Withenbury v. United States, 72 U.S. 5 Wall. 819 819 (1866)

Withenbury v. United States

72 U.S. (5 Wall.) 819


A decree in a prize cause which disposes of the whole matter in controversy upon a claim filed by particular parties, which is final as to them and their rights and final also so far as the claimants and their rights are concerned as to the United States, which leaves nothing to be litigated between the parties and awards execution in favor of the libellants against the claimants, is final within the meaning of the Judiciary Acts, and this Court has jurisdiction of an appeal from it.

Several libels were filed in that court for the condemnation, as prize of war, of large quantities of cotton and other property captured on the interior navigable waters of the United States or on land adjacent thereto. On motion, these libels were consolidated, and various claims were interposed in the consolidated suit for portions of the property libeled. Among these claims was that of Withenbury & Doyle. They denied the validity of the capture and insisted on their own title to nine hundred and thirty-five bales of the cotton.

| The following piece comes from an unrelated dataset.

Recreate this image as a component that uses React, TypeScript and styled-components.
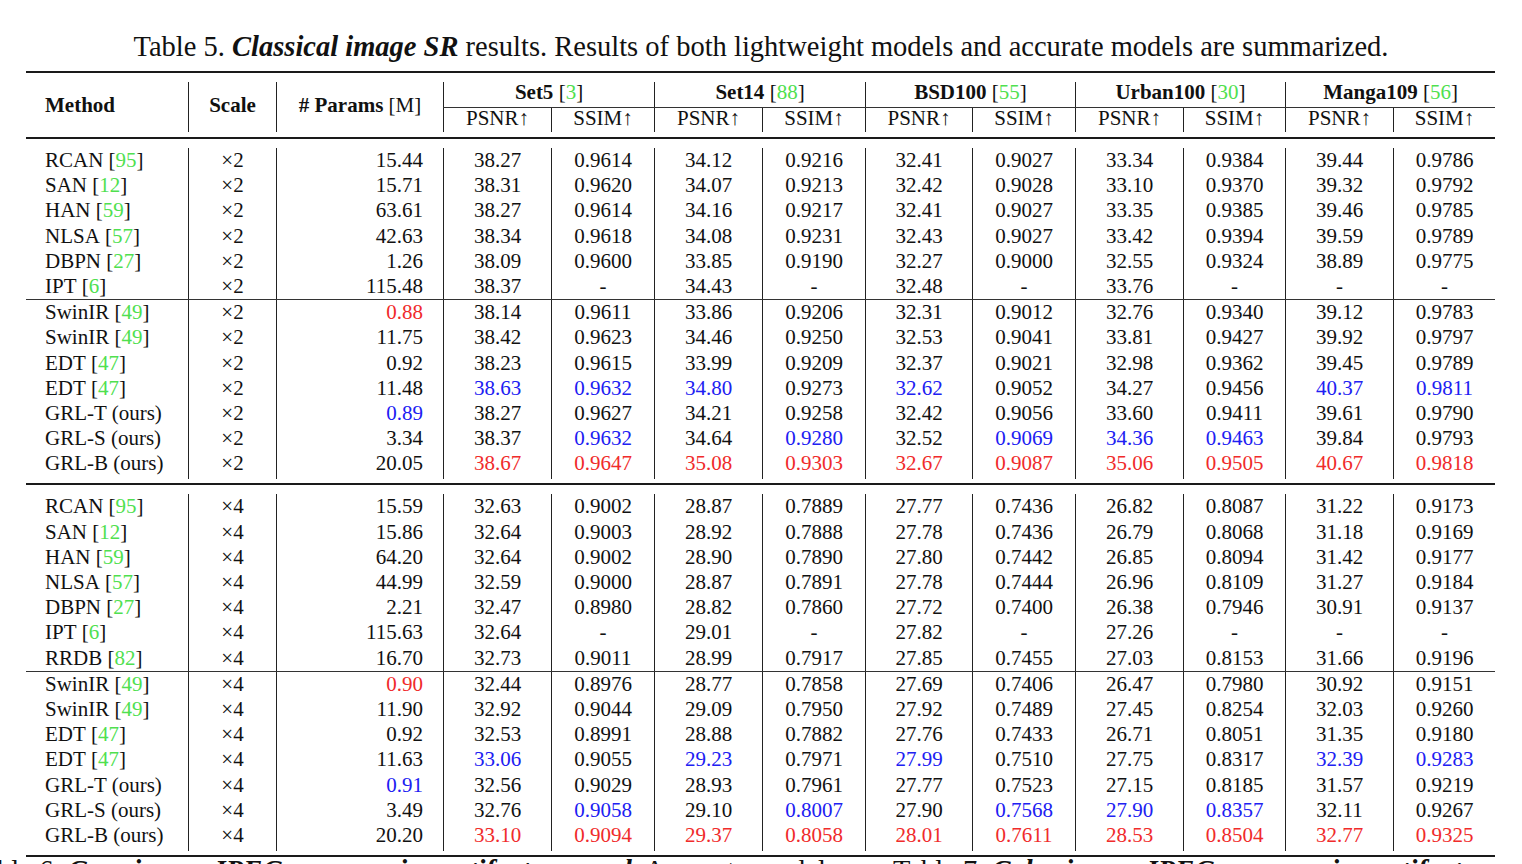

Upon hearing of the cause as to this claim, an order was made dismissing the claim with costs, for which execution was ordered.

From this decree the appeal now pending was taken, and a motion for dismissal was now made upon the ground that the decree was not final, and therefore was not within the jurisdiction of this Court.

A motion of a similar sort was made and argued at the same time in another and similar appeal, Le More v. United States.